The CEM is formed by wrapping a bight of the rope around, say, the trunk of a tree, or by passing the bight through a rapide link, after having lowered enough rope for the rappel and the retrieval. Several small loops (no fewer than two, preferably three) are formed near the top of the rappel strand. The bight is fed through these loops in such a way that tension on the rappel strand will tightly pinch the two strands of the bight. If pulling on the rappel strand after passing the bight through a loop causes the loop to collapse, the bight was passed through the loop from the wrong direction; reform the loop and try again.

Once the bight has been properly fed through all the loops, the rappel strand can be loaded.
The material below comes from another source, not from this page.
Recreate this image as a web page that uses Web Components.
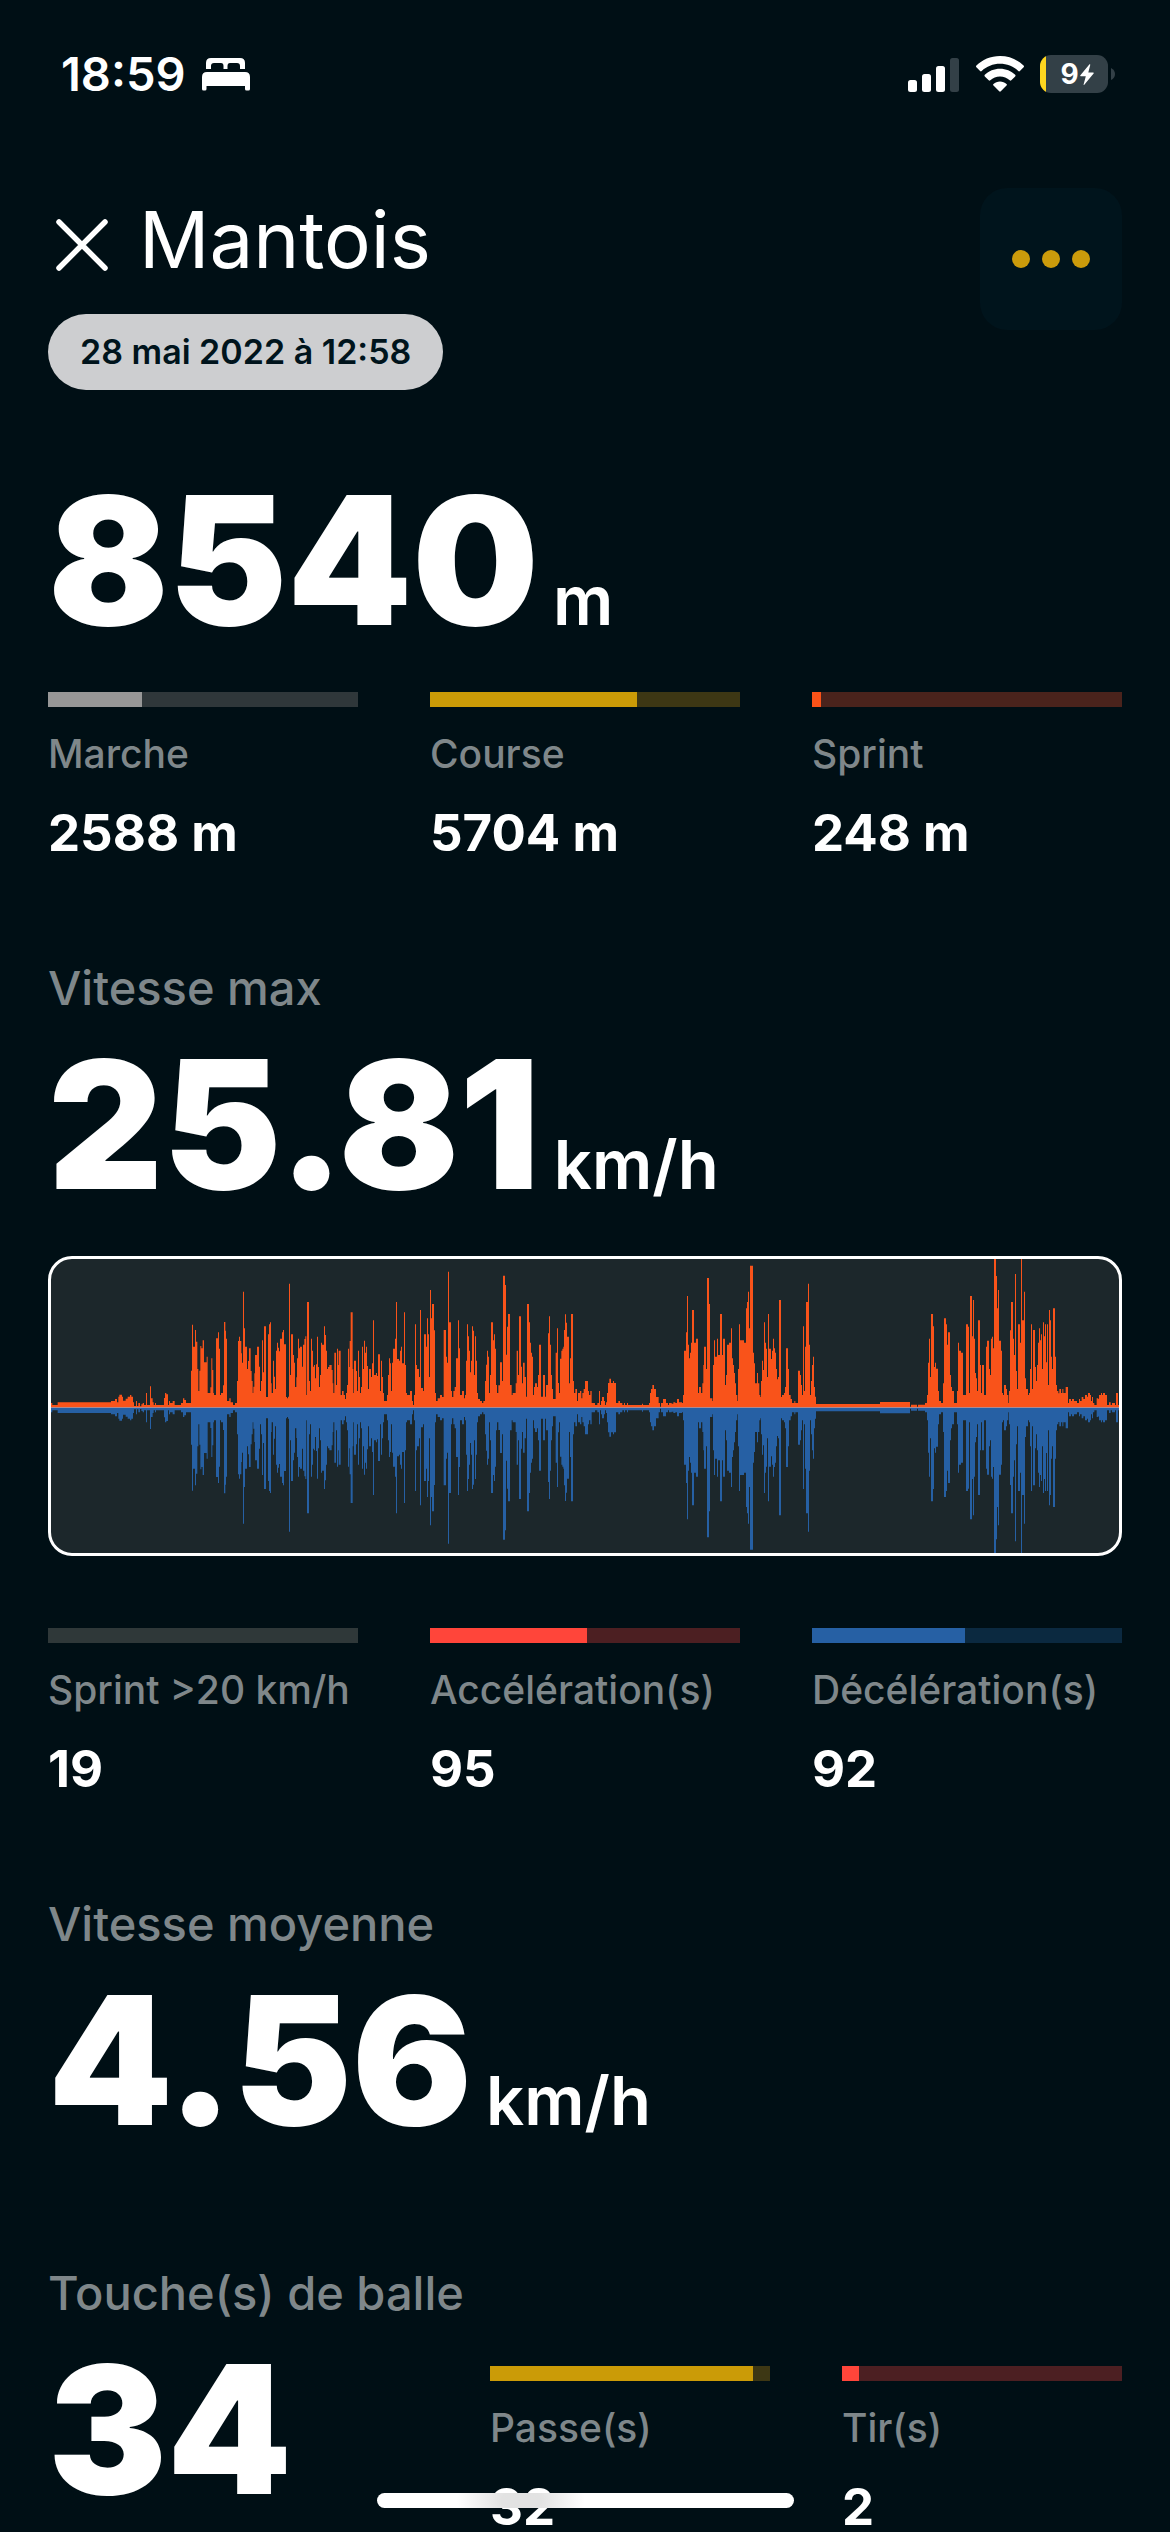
<!DOCTYPE html>
<html lang="fr">
<head>
<meta charset="utf-8">
<meta name="viewport" content="width=device-width, initial-scale=1">
<title>Mantois</title>
<style>
  html { scrollbar-width: none; background: #000f15; }
  body {
    margin: 0;
    background: #000f15;
    color: #fff;
    font-family: Inter, "Liberation Sans", sans-serif;
    --muted: #7f878a;
    --gutter: 48px;
  }
</style>
</head>
<body>
<session-screen></session-screen>

<script>
function define(name, html, setup) {
  const template = document.createElement('template');
  template.innerHTML = html;
  customElements.define(name, class extends HTMLElement {
    constructor() {
      super();
      this.attachShadow({ mode: 'open' }).append(template.content.cloneNode(true));
    }
    connectedCallback() {
      if (setup) setup(this, this.shadowRoot);
    }
  });
}

define('status-bar', `
  <style>
    :host { display: flex; align-items: center; justify-content: space-between; height: 48px; padding: 50px 55px 0 61px; }
    .side { display: flex; align-items: center; gap: 16px; }
    time { font-size: 47px; font-weight: 600; line-height: 48px; }
    .battery { display: flex; align-items: center; gap: 3px; }
    .cell { display: flex; align-items: center; justify-content: center; gap: 1px; box-sizing: border-box; width: 68px; height: 38px; padding-left: 6px; border-radius: 11px; background: linear-gradient(90deg, #ffd61f 6px, #334047 6px); font-size: 28px; font-weight: 700; line-height: 38px; }
    svg { display: block; }
  </style>
  <div class="side">
    <time>18:59</time>
    <svg width="48" height="34" viewBox="0 0 48 34" fill="#fff" aria-label="Sommeil">
      <path d="M4 12V6q0-5 5-5h29q5 0 5 5v6h-5V9q0-3-3-3h-7q-2.500 0-2.500 3v3h-4V9q0-3-2.500-3h-7q-3 0-3 3v3z"/>
      <path d="M0 20q0-5 5-5h38q5 0 5 5v12q0 1.500-1.500 1.500h-2q-1.500 0-1.500-1.500v-3H4.500v3q0 1.500-1.500 1.500H1.500Q0 33.500 0 32z"/>
    </svg>
  </div>
  <div class="side">
    <svg width="52" height="36" viewBox="0 0 52 36" fill="#fff" aria-label="Réseau">
      <rect x="0" y="24" width="9" height="12" rx="2.500"/>
      <rect x="14" y="18" width="9" height="18" rx="2.500"/>
      <rect x="28" y="10" width="9" height="26" rx="2.500"/>
      <rect x="42" y="2" width="9" height="34" rx="2.500" fill="#334047"/>
    </svg>
    <svg width="48" height="36" viewBox="0 0 48 36" fill="#fff" aria-label="Wi-Fi">
      <path d="M24 0C14.600 0 6.200 3.800 0.400 9.600q-.8.800 0 1.600l3.700 3.800q.8.800 1.600 0C10.500 10.400 17 7.800 24 7.800s13.500 2.600 18.300 7.200q.8.800 1.600 0l3.700-3.800q.8-.8 0-1.600C41.800 3.800 33.400 0 24 0z"/>
      <path d="M24 12.800c-5.900 0-11.200 2.300-15.200 6q-.8.800 0 1.600l3.900 3.900q.8.700 1.600 0c2.600-2.300 6-3.700 9.700-3.700s7.100 1.400 9.700 3.700q.8.700 1.600 0l3.900-3.900q.8-.8 0-1.600c-4-3.700-9.300-6-15.200-6z"/>
      <path d="M24 25.400c-2.500 0-4.800.9-6.500 2.500q-.8.700 0 1.500l5.700 5.900q.8.800 1.600 0l5.700-5.900q.8-.8 0-1.500c-1.700-1.600-4-2.500-6.500-2.500z"/>
    </svg>
    <div class="battery">
      <div class="cell"><span>9</span>
        <svg width="14" height="21" viewBox="0 0 14 21" fill="#fff" aria-hidden="true"><path d="M9.500.3L.4 11.200q-.6.900.4 1h5L3.600 20.400q-.1.900.7.300L13.600 9.500q.5-.9-.4-1H8.300L10.300.8q.1-.9-.8-.5z"/></svg>
      </div>
      <svg width="4" height="12" viewBox="0 0 4 12" fill="#334047" aria-hidden="true"><path d="M0 0q4 2 4 6t-4 6z"/></svg>
    </div>
  </div>
`);

define('session-header', `
  <style>
    :host { display: flex; align-items: flex-start; justify-content: space-between; padding: 90px var(--gutter) 0; }
    .identity { display: flex; flex-direction: column; align-items: flex-start; padding-top: 22px; gap: 44px; }
    .title { display: flex; align-items: center; gap: 31px; height: 60px; }
    h1 { margin: 0; font-size: 78px; font-weight: 400; line-height: 60px; }
    button { border: 0; margin: 0; background: none; color: inherit; display: flex; align-items: center; justify-content: center; }
    .close { padding: 10px 0 0 8px; }
    .menu { width: 142px; height: 142px; border-radius: 27px; background: #00141c; padding: 0; }
    svg { display: block; }
  </style>
  <div class="identity">
    <div class="title">
      <button class="close" type="button" aria-label="Fermer">
        <svg width="52" height="52" viewBox="0 0 52 52" stroke="#fff" stroke-width="5.500" stroke-linecap="round"><path d="M3 3l46 46M49 3L3 49"/></svg>
      </button>
      <h1><slot></slot></h1>
    </div>
    <slot name="date"></slot>
  </div>
  <button class="menu" type="button" aria-label="Options">
    <svg width="80" height="18" viewBox="0 0 80 18" fill="#cb9b0b"><circle cx="10" cy="9" r="9"/><circle cx="40" cy="9" r="9"/><circle cx="70" cy="9" r="9"/></svg>
  </button>
`);

define('date-pill', `
  <style>
    :host { display: block; padding: 0 32px; border-radius: 38px; background: #cdced0; color: #00141c; font-size: 34px; font-weight: 600; line-height: 76px; }
  </style>
  <slot></slot>
`);

define('metric-section', `
  <style>
    :host { display: block; padding: 0 var(--gutter); }
    h2 { margin: 0 0 56px; color: var(--muted); font-size: 47px; font-weight: 500; line-height: 34px; }
    h2[hidden] { display: none; }
  </style>
  <h2></h2>
  <slot></slot>
`, (host, root) => {
  const heading = root.querySelector('h2');
  heading.textContent = host.getAttribute('heading') || '';
  heading.hidden = !host.hasAttribute('heading');
});

define('big-number', `
  <style>
    :host { display: flex; align-items: baseline; gap: 14px; font-size: 178px; font-weight: 900; line-height: 128px; }
    small { font-size: 67px; font-weight: 600; line-height: 48px; }
    small:empty { display: none; }
  </style>
  <span><slot></slot></span><small></small>
`, (host, root) => {
  root.querySelector('small').textContent = host.getAttribute('unit') || '';
});

define('stat-row', `
  <style>
    :host { display: grid; grid-auto-flow: column; grid-auto-columns: minmax(0, 1fr); column-gap: 72px; }
  </style>
  <slot></slot>
`);

define('stat-item', `
  <style>
    :host { display: block; white-space: nowrap; }
    .track { height: 15px; background: var(--track); }
    .fill { height: 100%; background: var(--fill); }
    .label { margin-top: 33px; color: var(--muted); font-size: 39px; font-weight: 500; line-height: 28px; }
    .value { margin-top: 47px; font-size: 51px; font-weight: 700; line-height: 36px; }
  </style>
  <div class="track" role="meter" aria-labelledby="label" aria-valuemin="0" aria-valuemax="100"><div class="fill"></div></div>
  <div class="label" id="label"></div>
  <div class="value"><slot></slot></div>
`, (host, root) => {
  const share = host.getAttribute('share') || '0';
  root.querySelector('.fill').style.width = share + '%';
  root.querySelector('.track').setAttribute('aria-valuenow', share);
  root.querySelector('.label').textContent = host.getAttribute('label');
});

/* Speed trace: each block holds "x,y" steps, y counted down from the plot's top to the axis at 501. */
const TRACE = [
  [-33, `33,489 37,495 53,487 213,483 225,477 231,487 235,470 238,464 246,470 249,482 257,476 263,470 270,465 274,470 279,487 282,498 288,483 291,498 295,489 300,499 304,493 308,489 312,495 318,459 321,495 330,439 333,475 338,487 341,495 345,489 348,495 372,474 375,459 379,463 384,495 387,483 390,489 398,483 404,495 423,489 429,475 433,480 438,489 453,392 456,254 459,320 465,270 468,305 472,387 475,453 478,392 481,318 484,325 488,301 492,367 500,350 503,459 511,442 514,355 517,390 520,459 522,465 528,295 534,277 537,326 540,465 543,459 549,436 552,246 556,272 558,296 561,483 568,475 572,487 579,495 585,489 591,423 594,303 597,290 600,303 604,340 606,368 609,155 612,265 615,320 621,387 624,363 627,325 632,393 635,423 638,459 640,440 643,400 645,345 651,320 657,380 660,453 663,423 666,301 669,397 672,259 678,471 684,283 687,253 690,247 693,430 695,459 699,362 702,410 705,447 708,332 711,308 714,323 717,334 720,296 726,277 729,270 732,313 738,471 741,475 744,470 747,131 750,405 753,283 759,345 762,368 765,441 769,412 771,355 774,296 777,325 780,320 786,380 789,314 793,297 796,289 799,465 801,186 807,423 810,453 813,296 816,332 819,380 822,375 825,415 828,373 831,290 834,381 837,441 840,405 843,308 846,314 852,259 855,285 858,332 861,387 864,381 868,375 875,390 878,430 880,459 883,338 888,435 891,326 894,375 896,332 902,465 906,453 911,465 915,477 918,459 921,435 924,326 927,381 929,303 932,217 938,387 940,459 942,362 948,393 951,453 954,332 957,411 960,459 963,441 966,320 969,387 972,302 975,338 978,320 981,378 984,447 987,387 993,411 996,370 999,241 1002,405 1008,399 1011,408 1014,343 1020,453 1023,362 1026,411 1029,459 1032,483 1041,465 1044,405 1047,355 1050,370 1053,453 1056,368 1059,326 1065,296 1068,186 1071,357 1077,362`],
  [1047, `0,332 3,320 6,370 12,217 15,375 18,459 21,465 30,453 36,483 39,495 42,465 45,253 48,375 51,387 57,411 60,210 63,444 69,453 72,283 78,320 81,235 84,283 87,411 90,150 93,235 96,192 102,271 105,459 108,483 113,475 120,465 126,471 131,270 138,350 141,368 144,95 147,247 153,453 156,471 160,453 164,441 168,355 174,241 177,325 180,465 186,453 192,475 195,465 198,362 201,253 204,289 207,332 210,397 213,362 216,259 219,272 222,405 225,289 228,362 231,459 234,477 240,483 246,489 250,483 255,423 258,374 261,332 264,350 267,459 270,405 273,247 279,301 282,283 285,326 288,435 291,459 295,436 300,367 306,423 309,107 315,135 318,344 321,260 324,222 330,435 335,465 338,459 347,430 350,332 354,405 357,229 363,380 366,430 369,368 374,411 378,470 381,192 387,247 390,308 393,338 396,350 399,465 402,441 405,430 411,441 414,405 417,314 423,470 429,405 435,470 438,435 444,280 447,229 450,314 453,405 456,447 459,477 467,338 471,265 474,429 477,459 480,356 484,332 487,326 490,320 492,270 495,223 498,248 501,290 507,430 510,355 513,222 519,423 522,459 526,447 531,483 534,459 540,453 544,475 547,459 551,447 555,423 564,453 567,465 571,453 575,489 585,495 592,489 597,453 600,495 603,483 606,471 612,483 615,495 618,487 621,459 624,429 628,416 633,429 639,423 642,429 648,489 655,483 660,489 667,495 672,489 675,495 681,489 684,495 726,491 729,495 747,489 750,459 753,447 757,435 762,447 768,471 776,489 780,500 783,489 789,477 798,489 804,495 807,489 815,491 820,487 826,489 831,477 837,487 846,489 849,465 852,332 858,277 861,168 864,314 867,355 870,338 873,308 876,210 882,308 888,296 894,459 897,441 900,441 903,459 907,430 910,375 912,320 918,387 921,114 927,192 930,475 937,483 939,375 942,301 945,350 951,296 954,345 960,222 966,345 969,296 975,435 978,405 981,314 987,308 993,265 996,355 999,375 1002,399 1005,430 1008,465 1012,483 1014,387 1017,253 1020,301 1032,308 1038,205 1041,186 1044,155 1047,265 1050,77 1059,338 1062,370 1065,430 1071,399 1074,430 1078,465 1081,471 1083,423 1086,362 1089,390 1092,247 1095,308 1098,326 1101,411 1104,222 1107,326`],
  [2157, `0,326 3,357 6,332 9,296 12,325 15,338 18,387 21,418 24,411 27,180 33,471 36,465 42,459 45,441 48,325 54,387 57,465 62,477 66,489 73,483 76,489 84,392 90,405 93,435 96,465 99,259 102,453 105,320 108,186 114,131 117,314 120,465 123,423 126,375 129,350 132,441 135,470 138,492 330,486 420,500 423,494 441,500 444,494 465,489 471,465 474,368 477,296 480,411 483,222 489,259 492,381 495,368 498,386 504,453 507,483 513,489 519,430 522,235 528,253 531,314 534,277 540,405 543,441 546,453 552,489 561,453 564,308 567,332 573,338 579,465 588,253 594,260 597,459 600,168 606,289 609,180 612,296 615,399 618,415 621,453 624,241 630,375 633,459 636,375 642,465 648,320 651,302 657,387 660,405 663,296 666,290 669,325 672,57 678,108 681,205 684,150 687,302 693,332 696,459 699,465 702,435 708,447 711,465 715,489 717,453 720,271 723,186 729,296 732,345 735,102 738,393 741,447 744,253 750,308 753,57 756,241 762,155 765,415 768,447 774,465 777,459 780,387 783,253 786,447 789,270 795,381 798,423 801,375 804,308 807,265 810,301 813,283 816,387 819,247 822,289 825,253 828,367 831,253 834,435 837,210 840,241 843,350 846,387 849,205 855,350 858,435 861,453 865,460 868,447 873,459 877,447 880,459 883,459 887,441 894,489 897,477 903,483 906,477 912,483 921,489 927,477 930,483 935,471 940,477 945,465 951,470 954,459 960,465 963,483 966,471 969,489 973,495 980,475 985,477 987,465 993,459 996,465 999,459 1005,465 1011,495 1017,487 1022,495 1026,489 1035,495 1038,459 1044,495`]
];

define('speed-chart', `
  <style>
    :host { display: block; box-sizing: border-box; height: 300px; border: 3px solid #fff; border-radius: 24px; background: #1c272b; overflow: hidden; }
    svg { display: block; width: 100%; height: 100%; }
  </style>
  <svg viewBox="0 0 3204 882" preserveAspectRatio="none" role="img" aria-label="Accélérations et décélérations">
    <path class="up" fill="#f9531a"/>
    <path class="down" fill="#2660a4"/>
    <rect y="444" width="3204" height="3" fill="#a98a92"/>
  </svg>
`, (host, root) => {
  const axis = 446;
  let up = `M0 ${axis}`;
  let down = `M0 ${axis}`;
  for (const [shift, steps] of TRACE) {
    for (const step of steps.split(' ')) {
      const [x, y] = step.split(',').map(Number);
      const rise = 503 - y;
      up += `H${x + shift}V${axis - rise}`;
      down += `H${x + shift}V${axis + rise}`;
    }
  }
  root.querySelector('.up').setAttribute('d', `${up}H3204V${axis}Z`);
  root.querySelector('.down').setAttribute('d', `${down}H3204V${axis}Z`);
});

define('home-indicator', `
  <style>
    :host { position: fixed; left: 50%; bottom: 24px; width: 417px; height: 15px; margin-left: -208px; border-radius: 8px; background: radial-gradient(ellipse 64px 40px at 144px 50%, #e2e2e2 30%, #fff); }
  </style>
`);

define('session-screen', `
  <style>
    :host { display: block; }
    main { display: flex; flex-direction: column; }
    .distance { margin-top: 107px; }
    .block { margin-top: 120px; }
    .touches { margin-top: 151px; }
    .below { margin-top: 67px; }
    .after-chart { margin-top: 72px; }
    .split { display: grid; grid-template-columns: 442fr 632fr; }
    .walk { --fill: #979797; --track: #2f373a; }
    .run { --fill: #cb9b07; --track: #3d3714; }
    .sprint { --fill: #fa5218; --track: #4a231c; }
    .fast { --fill: #979797; --track: #2f3839; }
    .accel { --fill: #ff453a; --track: #4c1f22; }
    .decel { --fill: #2660a4; --track: #0b2940; }
  </style>
  <status-bar></status-bar>
  <main>
    <session-header>Mantois<date-pill slot="date">28 mai 2022 à 12:58</date-pill></session-header>

    <metric-section class="distance">
      <big-number unit="m">8540</big-number>
      <stat-row class="below">
        <stat-item class="walk" label="Marche" share="30.3">2588 m</stat-item>
        <stat-item class="run" label="Course" share="66.8">5704 m</stat-item>
        <stat-item class="sprint" label="Sprint" share="2.9">248 m</stat-item>
      </stat-row>
    </metric-section>

    <metric-section class="block" heading="Vitesse max">
      <big-number unit="km/h">25.81</big-number>
      <speed-chart class="below"></speed-chart>
      <stat-row class="after-chart">
        <stat-item class="fast" label="Sprint &gt;20 km/h" share="0">19</stat-item>
        <stat-item class="accel" label="Accélération(s)" share="50.8">95</stat-item>
        <stat-item class="decel" label="Décélération(s)" share="49.2">92</stat-item>
      </stat-row>
    </metric-section>

    <metric-section class="block" heading="Vitesse moyenne">
      <big-number unit="km/h">4.56</big-number>
    </metric-section>

    <metric-section class="touches" heading="Touche(s) de balle">
      <div class="split">
        <big-number>34</big-number>
        <stat-row>
          <stat-item class="run" label="Passe(s)" share="94.1">32</stat-item>
          <stat-item class="accel" label="Tir(s)" share="5.9">2</stat-item>
        </stat-row>
      </div>
    </metric-section>
  </main>
  <home-indicator></home-indicator>
`);
</script>
</body>
</html>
It is advisable and common practice to add a safety to the rigging by clipping a carabiner through the end of the bight and around the rappel strand, or alternatively, to use a clove hitch to secure the rappel strand to the carabiner. Needless to say, in order to be able to release and retrieve the rigging, LAPAR will have to remove this safety before beginning their descent.

How to release and retrieve

The CEM is released by pulling the pull side strand from the bottom of the rappel once the rappel strand is no longer loaded. Load on the rappel strand will make the release much more difficult; it is typically necessary to apply roughly the same amount of force to the pull side as is present on the rappel side to achieve release. That is, if the rappel side is weighted with 200lbs, the pull side would need roughly 200lbs applied to it to release the system. This performance varies substantially with the friction around the natural anchor.

The release also sometimes leads immediately to retrieval, as the rope will no longer be attached to the anchor and may simply fall down. That is, the end of the rappel side of the rope does not need to pass back through any anchor components at the top.

Dangers

  • This is a releasable rigging. That means it intentionally can detach from the anchor, making it inherently more dangerous than standard riggings which cannot release from the anchor unless the rope is pulled all the way through an anchor ring. If this rigging is released while someone is on rappel, they will free-fall for the remainder of the drop; this is even worse than rappelling on the wrong strand of a blocked rope.
  • When rigging the CEM, it is imperative to lead the bight through the loops with the proper orientation – see photos above. Failure to perform this step correctly will cause the rigging to fail catastrophically.
  • Note that once released, the rope does not have to pass through any anchor components and often falls down by itself. The person releasing the rope should be prepared for this and also make sure that there are no other canyoneers at the bottom of the drop, and that the falling bight will not catch on any obstructions on the way down.
  • Even while the rappel strand is weighted, pulling on the end of the bight can easily invert and collapse the lowermost loop in this version of the CEM. The full CEM adds additional steps to prevent this from happening, but is substantially more complicated. When a loop is collapsed, the rigging should still not fail, but it becomes unretrievable.
  • Care should be taken to rappel on only the load bearing side of the rope. You must not rappel double stranded, as the rigging could prematurely release.
  • Be careful not to introduce rope twists to the toggle-bight. Additionally, do not make the toggle-bight longer than necessary. Twists in the bight will be amplified during release pull and can prevent the anchor from releasing.